In flux

Caroline Robinson Smith

Abstract

To incite immersive design experiences requires a reciprocity between designer and participants, between designer and machine or between design structures and dynamic potentiality drawn from the properties of a particular space. Site-specificity locates my practice as I, the designer, must give away authorship to third parties, create interrelationships and avoid fixed processes of familiarity. With a commitment to openness and movement, my design practice is both improvisational and orchestrated without a singular underlying structure to bind it. An exchange is required for a project’s separate moving parts—those being a facilitator, creative participants or environment—to become attuned to each other’s positions and construct grounded footing. If the designer is mediating or facilitating this endeavor, it is not their role to predicate a direct path for the project but to aid its process by giving it gravitational pull. What denotes as gravity under this system, however, may shift as the project’s direction meanders, and a varying measure of structure is required to anchor it’s participants with a productive common ground to build upon as a group. The relationship of elements that permeate my design processes behaves more like a gradient than a hierarchy.
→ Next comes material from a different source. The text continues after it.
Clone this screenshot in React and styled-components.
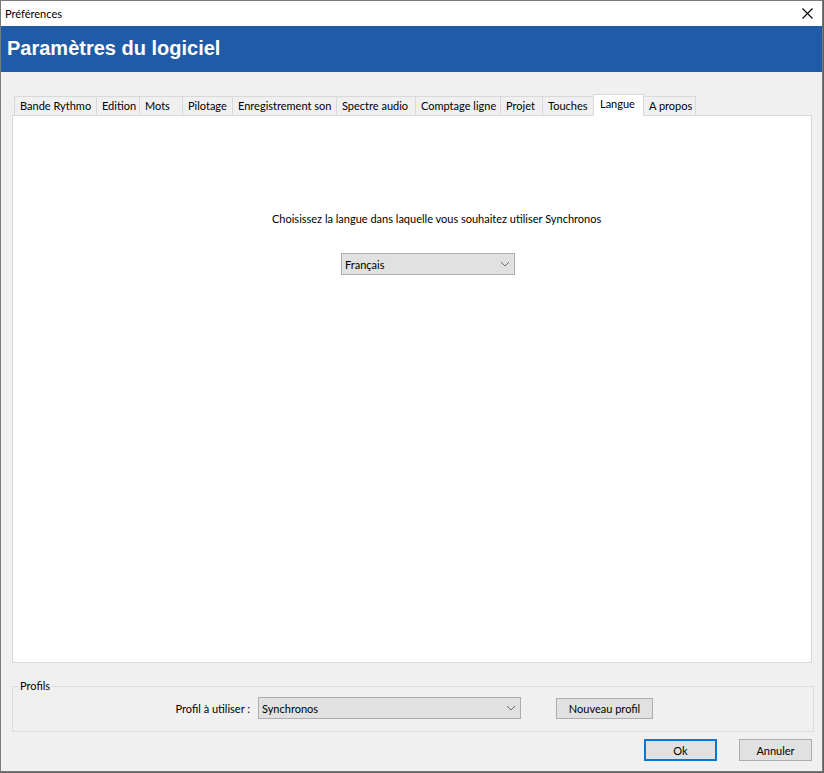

Up close, each pixel of a gradient exists as its own individual color. While discrete, they are part of a larger system, becoming visible within a complex matrix of relations. From a distance, all the individual colors in a gradient are still apparent and visible but they still all relate to one another, living together in a state of fluidity, transition and response. These colors are separate from each other yet attuned and are defined in relationship to the other colors within their environment.